Pour intégrer la réalité de la mort, l’enfant a constamment besoin de renforcements objectifs, c’est-à-dire qu’il a besoin de mots justes, assurés, d’explications précises, concrètes pour rester en contact avec la réalité. Il n’a pas besoin, au départ, de philosophie et d’allégories.

Si les adultes sont mal à l’aise, les enfants se censurent. En situation de deuil, en parler aux enfants est éprouvant pour les adultes concernés. Mais, paradoxalement, en tentant de les préserver des répercussions de la mort, ces attitudes les fragilisent car elles les excluent de l’espace familial. Les adultes ont peur de s’effondrer devant l’enfant, ils ne savent ni que dire, ni comment dire : ils ont peur de faire des erreurs, de blesser, de ne pas pouvoir maîtriser les réactions de l’enfant….et les leurs…

Un devoir de parole lors du deuil chez l’enfant

Nous avons à leur égard un devoir de parole, d’une parole vraie car cet événement, aussi douloureux soit-il, fait partie de leur histoire.

La mort cachée, les silences, les non-dits, les euphémismes, les métaphores, les funérailles interdites, le désarroi caché par trop de cadeaux et toutes les histoires inventées cherchant à préserver l’enfant des réalités de son existence NE SONT PAS PROTECTEURS : ils attestent des tentatives des adultes pour échapper à la réalité du présent et ne font que différer les questions que l’enfant posera plus tard. Lorsque l’enfant comprend que l’adulte lui a menti, il perd durablement toute confiance en l’autre et se sent seul.

Faire de la mort un sujet tabou c’est priver les enfants d’en faire l’expérience en les projetant dans un monde factice et insécure.
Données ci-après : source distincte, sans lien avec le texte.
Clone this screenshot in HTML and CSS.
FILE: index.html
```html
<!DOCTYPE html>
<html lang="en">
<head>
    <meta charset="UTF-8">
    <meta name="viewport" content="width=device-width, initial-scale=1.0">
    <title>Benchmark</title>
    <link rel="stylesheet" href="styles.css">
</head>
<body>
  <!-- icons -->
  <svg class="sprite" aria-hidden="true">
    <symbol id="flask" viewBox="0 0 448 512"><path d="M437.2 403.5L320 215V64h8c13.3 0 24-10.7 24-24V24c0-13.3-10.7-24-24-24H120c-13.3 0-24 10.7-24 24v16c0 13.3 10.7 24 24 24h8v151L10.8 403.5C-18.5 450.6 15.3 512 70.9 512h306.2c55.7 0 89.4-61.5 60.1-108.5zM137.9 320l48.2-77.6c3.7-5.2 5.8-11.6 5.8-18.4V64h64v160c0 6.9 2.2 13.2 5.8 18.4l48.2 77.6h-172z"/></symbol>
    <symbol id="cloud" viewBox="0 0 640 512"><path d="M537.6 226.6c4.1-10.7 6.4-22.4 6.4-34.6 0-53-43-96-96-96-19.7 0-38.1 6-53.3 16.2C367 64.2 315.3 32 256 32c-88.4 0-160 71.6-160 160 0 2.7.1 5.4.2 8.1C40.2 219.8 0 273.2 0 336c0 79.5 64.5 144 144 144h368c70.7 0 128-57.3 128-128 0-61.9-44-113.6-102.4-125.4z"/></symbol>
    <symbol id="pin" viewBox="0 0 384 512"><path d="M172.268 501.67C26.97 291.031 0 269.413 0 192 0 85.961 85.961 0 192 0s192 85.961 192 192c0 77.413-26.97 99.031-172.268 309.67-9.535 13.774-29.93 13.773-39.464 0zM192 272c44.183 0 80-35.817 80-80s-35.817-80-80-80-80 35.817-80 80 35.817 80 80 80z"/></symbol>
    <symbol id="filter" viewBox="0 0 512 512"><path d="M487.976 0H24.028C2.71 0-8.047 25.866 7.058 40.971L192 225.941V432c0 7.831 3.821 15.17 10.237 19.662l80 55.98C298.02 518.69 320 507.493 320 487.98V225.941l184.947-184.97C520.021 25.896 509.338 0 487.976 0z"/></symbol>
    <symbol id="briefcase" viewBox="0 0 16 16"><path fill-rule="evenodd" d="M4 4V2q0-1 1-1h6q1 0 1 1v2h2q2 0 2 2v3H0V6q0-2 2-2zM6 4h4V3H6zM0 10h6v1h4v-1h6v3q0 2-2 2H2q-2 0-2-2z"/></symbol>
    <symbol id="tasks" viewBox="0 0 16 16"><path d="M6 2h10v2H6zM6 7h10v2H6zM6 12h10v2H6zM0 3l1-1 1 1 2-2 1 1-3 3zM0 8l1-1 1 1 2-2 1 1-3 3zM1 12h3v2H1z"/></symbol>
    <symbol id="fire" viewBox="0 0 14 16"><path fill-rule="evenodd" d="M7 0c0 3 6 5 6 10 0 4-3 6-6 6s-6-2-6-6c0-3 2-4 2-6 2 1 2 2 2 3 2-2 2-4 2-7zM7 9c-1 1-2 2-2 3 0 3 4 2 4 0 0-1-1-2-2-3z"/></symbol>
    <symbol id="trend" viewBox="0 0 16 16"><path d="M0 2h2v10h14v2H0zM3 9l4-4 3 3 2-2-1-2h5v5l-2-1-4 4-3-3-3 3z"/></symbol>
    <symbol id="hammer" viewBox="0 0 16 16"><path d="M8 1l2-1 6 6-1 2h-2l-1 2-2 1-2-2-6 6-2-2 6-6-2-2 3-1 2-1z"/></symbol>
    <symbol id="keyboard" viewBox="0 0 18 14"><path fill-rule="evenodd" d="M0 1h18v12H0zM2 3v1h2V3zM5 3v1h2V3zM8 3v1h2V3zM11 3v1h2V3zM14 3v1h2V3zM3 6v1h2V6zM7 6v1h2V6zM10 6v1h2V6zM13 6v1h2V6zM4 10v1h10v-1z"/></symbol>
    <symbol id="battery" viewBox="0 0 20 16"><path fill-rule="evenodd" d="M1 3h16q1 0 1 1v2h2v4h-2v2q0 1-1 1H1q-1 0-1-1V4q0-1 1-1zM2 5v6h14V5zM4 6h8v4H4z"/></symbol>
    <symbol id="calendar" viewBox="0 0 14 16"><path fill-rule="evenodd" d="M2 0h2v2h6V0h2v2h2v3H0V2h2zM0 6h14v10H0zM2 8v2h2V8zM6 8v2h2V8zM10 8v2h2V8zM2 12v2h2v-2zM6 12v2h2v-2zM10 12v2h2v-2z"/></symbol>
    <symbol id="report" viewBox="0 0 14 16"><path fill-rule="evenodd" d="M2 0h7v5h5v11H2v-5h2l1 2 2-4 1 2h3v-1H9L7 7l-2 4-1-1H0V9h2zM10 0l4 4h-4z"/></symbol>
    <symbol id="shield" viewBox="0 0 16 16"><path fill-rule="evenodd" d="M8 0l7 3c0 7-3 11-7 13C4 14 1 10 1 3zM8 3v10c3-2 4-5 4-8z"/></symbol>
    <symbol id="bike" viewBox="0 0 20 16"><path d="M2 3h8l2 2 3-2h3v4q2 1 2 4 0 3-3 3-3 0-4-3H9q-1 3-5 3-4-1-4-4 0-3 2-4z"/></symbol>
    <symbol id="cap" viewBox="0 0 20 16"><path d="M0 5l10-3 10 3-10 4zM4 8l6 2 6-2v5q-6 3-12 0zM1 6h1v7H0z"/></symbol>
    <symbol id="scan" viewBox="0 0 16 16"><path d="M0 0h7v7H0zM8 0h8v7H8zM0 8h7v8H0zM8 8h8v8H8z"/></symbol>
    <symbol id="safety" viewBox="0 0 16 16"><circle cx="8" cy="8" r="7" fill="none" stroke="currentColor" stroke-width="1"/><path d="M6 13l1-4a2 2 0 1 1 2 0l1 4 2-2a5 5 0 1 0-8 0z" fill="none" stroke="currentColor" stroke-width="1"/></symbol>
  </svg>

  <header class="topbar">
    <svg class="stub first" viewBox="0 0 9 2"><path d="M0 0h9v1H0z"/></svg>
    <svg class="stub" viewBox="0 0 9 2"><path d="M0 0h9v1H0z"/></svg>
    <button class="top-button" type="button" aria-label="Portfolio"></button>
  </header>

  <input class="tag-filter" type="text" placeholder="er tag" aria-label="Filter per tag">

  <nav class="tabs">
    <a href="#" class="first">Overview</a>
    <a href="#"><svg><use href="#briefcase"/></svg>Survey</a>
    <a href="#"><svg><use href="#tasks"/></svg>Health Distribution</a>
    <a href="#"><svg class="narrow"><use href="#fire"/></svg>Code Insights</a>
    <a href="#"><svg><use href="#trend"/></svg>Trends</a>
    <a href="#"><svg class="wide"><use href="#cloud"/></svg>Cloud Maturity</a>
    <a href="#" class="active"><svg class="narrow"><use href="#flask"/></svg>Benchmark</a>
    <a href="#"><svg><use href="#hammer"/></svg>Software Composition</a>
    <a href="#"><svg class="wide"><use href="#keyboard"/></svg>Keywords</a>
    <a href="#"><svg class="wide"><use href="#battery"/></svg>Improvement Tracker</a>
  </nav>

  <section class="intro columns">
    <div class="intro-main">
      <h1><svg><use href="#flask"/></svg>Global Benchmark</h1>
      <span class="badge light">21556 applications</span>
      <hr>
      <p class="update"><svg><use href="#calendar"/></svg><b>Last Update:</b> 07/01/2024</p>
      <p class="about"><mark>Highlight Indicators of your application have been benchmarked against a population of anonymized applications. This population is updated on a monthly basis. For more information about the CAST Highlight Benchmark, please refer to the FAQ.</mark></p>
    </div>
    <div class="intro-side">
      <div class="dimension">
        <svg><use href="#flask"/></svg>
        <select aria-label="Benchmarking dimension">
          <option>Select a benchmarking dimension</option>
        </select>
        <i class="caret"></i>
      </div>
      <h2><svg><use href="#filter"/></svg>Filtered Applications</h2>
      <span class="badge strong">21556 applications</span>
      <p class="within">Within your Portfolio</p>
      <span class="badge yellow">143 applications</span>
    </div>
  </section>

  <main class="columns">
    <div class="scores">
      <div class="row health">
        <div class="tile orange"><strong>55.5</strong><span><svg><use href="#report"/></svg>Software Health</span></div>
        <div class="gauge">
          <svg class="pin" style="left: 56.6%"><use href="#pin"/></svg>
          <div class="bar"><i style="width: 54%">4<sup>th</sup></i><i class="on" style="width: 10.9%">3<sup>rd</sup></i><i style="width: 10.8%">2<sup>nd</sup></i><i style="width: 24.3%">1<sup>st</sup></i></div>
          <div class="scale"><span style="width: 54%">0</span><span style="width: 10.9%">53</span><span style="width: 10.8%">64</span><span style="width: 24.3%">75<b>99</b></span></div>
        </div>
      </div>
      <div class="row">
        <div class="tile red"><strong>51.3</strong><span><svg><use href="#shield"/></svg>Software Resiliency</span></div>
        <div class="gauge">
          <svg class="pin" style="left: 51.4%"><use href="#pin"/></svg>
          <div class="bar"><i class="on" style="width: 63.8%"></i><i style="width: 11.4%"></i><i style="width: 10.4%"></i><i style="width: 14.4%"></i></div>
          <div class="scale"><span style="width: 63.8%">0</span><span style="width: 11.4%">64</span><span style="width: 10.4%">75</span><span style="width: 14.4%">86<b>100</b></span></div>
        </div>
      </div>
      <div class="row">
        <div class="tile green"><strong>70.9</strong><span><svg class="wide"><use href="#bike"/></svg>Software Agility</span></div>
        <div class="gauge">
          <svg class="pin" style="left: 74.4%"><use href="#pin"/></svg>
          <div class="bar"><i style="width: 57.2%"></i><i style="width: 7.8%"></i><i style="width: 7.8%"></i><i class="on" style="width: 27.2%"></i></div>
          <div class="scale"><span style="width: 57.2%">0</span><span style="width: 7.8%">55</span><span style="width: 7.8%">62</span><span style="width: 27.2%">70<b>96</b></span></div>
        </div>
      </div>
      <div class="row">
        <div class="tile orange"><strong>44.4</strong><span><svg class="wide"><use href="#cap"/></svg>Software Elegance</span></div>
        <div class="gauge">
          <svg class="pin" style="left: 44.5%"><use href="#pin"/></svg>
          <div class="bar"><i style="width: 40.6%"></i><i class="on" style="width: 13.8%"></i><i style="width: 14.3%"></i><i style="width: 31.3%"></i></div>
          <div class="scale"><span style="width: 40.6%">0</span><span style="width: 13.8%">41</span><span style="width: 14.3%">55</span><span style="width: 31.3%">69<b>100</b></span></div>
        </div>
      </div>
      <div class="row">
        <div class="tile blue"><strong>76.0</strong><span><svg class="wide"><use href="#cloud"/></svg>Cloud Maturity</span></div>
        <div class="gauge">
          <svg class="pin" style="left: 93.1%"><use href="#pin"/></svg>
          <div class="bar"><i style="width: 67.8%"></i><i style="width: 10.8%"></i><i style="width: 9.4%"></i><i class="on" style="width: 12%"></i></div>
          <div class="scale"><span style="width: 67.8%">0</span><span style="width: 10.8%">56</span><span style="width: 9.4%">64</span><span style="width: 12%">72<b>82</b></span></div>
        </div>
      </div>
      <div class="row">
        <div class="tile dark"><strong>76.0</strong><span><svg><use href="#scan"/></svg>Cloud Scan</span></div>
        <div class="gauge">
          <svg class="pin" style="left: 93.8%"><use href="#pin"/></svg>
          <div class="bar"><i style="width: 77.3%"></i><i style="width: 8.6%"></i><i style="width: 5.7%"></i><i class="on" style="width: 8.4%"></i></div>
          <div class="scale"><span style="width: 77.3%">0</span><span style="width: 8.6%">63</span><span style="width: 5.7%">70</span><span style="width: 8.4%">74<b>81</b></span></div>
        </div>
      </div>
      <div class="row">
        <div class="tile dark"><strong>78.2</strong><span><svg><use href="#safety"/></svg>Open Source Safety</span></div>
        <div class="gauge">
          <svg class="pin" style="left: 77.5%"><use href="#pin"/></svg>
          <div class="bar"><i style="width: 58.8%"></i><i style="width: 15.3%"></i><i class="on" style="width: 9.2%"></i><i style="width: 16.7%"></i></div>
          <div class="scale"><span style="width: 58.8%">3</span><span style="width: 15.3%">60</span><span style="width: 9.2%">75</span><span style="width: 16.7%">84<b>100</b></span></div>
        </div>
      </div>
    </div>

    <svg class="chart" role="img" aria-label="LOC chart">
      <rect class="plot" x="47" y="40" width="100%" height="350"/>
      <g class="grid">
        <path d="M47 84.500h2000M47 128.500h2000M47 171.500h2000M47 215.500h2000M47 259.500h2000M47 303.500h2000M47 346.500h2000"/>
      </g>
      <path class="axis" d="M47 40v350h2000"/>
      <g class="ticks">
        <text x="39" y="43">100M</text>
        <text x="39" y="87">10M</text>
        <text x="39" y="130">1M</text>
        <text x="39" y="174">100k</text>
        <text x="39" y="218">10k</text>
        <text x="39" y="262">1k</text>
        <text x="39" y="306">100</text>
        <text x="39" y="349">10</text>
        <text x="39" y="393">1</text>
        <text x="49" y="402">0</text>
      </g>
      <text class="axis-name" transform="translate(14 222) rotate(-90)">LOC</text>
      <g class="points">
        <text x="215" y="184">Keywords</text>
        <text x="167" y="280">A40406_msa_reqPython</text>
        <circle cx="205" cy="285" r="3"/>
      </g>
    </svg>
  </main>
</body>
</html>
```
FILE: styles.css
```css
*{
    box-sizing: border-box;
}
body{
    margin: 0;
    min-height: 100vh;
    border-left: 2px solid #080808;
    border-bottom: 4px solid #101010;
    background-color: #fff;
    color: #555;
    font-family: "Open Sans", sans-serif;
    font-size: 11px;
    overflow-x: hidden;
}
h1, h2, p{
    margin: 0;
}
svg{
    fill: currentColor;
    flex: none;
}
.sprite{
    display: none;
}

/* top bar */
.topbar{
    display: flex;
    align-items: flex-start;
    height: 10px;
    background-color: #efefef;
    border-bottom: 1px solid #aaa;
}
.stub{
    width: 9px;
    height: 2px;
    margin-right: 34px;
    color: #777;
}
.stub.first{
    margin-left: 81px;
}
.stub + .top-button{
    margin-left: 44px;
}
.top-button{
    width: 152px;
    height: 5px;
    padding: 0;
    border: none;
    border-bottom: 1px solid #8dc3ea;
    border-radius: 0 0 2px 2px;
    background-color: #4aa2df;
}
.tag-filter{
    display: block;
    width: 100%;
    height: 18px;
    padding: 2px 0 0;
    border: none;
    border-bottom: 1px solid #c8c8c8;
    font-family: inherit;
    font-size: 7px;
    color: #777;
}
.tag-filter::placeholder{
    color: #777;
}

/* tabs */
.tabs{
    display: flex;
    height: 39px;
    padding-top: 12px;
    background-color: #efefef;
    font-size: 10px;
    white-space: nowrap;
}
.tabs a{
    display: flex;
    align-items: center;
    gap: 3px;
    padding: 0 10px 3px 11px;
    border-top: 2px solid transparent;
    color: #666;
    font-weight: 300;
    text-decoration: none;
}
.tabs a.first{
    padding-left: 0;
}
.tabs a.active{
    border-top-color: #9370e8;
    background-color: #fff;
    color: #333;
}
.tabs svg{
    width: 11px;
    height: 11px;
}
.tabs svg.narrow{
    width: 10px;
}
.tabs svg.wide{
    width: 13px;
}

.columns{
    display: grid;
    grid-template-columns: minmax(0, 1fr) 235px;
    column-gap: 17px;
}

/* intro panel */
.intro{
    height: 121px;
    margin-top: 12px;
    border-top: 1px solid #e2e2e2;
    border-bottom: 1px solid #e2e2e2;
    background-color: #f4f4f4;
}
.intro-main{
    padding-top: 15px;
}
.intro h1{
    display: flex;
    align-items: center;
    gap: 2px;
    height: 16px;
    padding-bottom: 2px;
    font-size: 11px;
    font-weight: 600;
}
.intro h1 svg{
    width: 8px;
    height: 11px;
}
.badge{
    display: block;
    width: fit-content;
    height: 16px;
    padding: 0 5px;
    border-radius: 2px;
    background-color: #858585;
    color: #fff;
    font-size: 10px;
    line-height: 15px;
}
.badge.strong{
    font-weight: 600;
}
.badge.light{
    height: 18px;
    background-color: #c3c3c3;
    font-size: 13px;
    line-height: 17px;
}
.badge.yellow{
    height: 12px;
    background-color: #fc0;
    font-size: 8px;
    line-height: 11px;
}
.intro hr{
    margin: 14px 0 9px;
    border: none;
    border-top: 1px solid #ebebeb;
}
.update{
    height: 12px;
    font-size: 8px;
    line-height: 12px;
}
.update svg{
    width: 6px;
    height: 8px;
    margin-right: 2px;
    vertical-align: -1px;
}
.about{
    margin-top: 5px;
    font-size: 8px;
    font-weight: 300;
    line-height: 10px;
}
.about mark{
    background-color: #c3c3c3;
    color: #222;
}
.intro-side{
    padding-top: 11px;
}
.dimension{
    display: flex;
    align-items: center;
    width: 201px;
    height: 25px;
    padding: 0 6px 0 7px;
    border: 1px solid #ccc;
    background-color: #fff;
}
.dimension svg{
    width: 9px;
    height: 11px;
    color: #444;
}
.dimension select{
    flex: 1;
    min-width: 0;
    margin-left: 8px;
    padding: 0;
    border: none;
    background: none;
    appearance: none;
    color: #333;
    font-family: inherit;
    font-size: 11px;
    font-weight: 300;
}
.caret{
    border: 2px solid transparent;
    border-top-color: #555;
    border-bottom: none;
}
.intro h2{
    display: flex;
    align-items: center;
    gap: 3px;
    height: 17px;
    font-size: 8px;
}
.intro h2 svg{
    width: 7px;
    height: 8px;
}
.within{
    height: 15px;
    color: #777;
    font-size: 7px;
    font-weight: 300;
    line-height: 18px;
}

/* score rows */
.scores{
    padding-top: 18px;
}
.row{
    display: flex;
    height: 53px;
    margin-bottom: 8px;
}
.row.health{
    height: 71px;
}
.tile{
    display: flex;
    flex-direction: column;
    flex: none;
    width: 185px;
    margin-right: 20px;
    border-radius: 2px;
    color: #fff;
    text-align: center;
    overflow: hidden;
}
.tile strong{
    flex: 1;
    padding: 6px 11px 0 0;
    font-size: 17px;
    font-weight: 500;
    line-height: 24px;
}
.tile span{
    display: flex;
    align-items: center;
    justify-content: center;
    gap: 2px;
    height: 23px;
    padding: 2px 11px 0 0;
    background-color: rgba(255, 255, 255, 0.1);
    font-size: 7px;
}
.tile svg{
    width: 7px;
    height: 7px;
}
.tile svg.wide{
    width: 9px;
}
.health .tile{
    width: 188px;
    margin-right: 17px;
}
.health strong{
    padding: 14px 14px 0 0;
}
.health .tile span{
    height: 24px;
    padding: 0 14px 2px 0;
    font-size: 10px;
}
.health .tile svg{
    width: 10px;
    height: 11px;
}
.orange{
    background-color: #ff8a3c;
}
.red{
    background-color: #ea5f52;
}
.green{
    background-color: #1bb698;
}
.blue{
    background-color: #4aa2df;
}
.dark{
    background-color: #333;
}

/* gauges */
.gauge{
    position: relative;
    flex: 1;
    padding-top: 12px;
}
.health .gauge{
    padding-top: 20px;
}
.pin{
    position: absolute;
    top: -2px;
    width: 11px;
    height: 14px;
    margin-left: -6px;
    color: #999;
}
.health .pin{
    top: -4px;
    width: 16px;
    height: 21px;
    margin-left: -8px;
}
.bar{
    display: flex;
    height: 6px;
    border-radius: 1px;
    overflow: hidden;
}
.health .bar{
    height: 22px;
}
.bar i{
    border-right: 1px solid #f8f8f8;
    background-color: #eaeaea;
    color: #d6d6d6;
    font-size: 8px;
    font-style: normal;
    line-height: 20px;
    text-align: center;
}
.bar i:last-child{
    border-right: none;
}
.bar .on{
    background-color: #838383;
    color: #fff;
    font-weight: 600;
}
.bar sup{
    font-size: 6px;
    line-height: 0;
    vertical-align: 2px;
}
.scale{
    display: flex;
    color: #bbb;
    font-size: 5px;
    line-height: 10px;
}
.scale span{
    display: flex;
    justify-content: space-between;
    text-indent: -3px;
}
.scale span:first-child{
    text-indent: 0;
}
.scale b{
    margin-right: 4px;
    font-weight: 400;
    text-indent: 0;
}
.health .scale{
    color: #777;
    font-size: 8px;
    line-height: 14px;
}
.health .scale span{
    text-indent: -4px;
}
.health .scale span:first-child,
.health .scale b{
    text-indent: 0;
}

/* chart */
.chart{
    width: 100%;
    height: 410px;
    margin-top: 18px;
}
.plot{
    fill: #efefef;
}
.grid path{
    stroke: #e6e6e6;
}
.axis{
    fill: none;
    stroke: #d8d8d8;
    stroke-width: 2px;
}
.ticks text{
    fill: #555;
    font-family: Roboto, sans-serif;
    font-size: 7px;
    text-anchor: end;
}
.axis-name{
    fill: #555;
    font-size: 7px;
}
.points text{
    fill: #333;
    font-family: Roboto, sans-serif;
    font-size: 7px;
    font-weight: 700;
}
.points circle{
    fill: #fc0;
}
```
Il faut utiliser des mots justes et vrais : «  être mort ce n’est pas être endormi », être parti, être en voyage ou surveiller depuis le ciel : tous ces termes ces expressions qui tentent de diminuer la violence de la mort en renforcent l’IMPACT, car ils entretiennent la confusion entre la réalité et l’imaginaire. L’enfant a besoin de mots concrets et les images utilisées risquent de l’inquiéter davantage et de renforcer son anxiété. En voici quelques exemples :

  • « il ne s’est pas réveillé, il s’est endormi pour toujours » : le sommeil devient une menace permanente de mort
  • «  il est parti » : comment admettre que grand père soit parti sans lui dire au revoir
  • «  il est en voyage » : illusion qu’il reviendra
  • «  elle te regarde du ciel » : c’est le placer sous surveillance et un contrôle éternel

Le mot mort doit être prononcé simplement, sans chercher à masquer ses émotions : ce n’est pas grave, c’est un signe d’humanité. Il faut juste lui expliquer ce que l’on ressent. Cela l’autorise à son tour à exprimer son chagrin sans le maîtriser pour ne pas faire peine aux adultes. Car face au déni de chagrin des adultes endeuillés, l’enfant se mure dans le silence.

Si la vérité n’est pas dite, le risque est que l’enfant s’imagine des choses et se construise des scénarios où il est responsable.

Accompagner le deuil chez l’enfant, c’est donc lui expliquer ce qu’il se passe, lui exprimer ce que nous ressentons et le laisser exprimer ce qu’il ressent.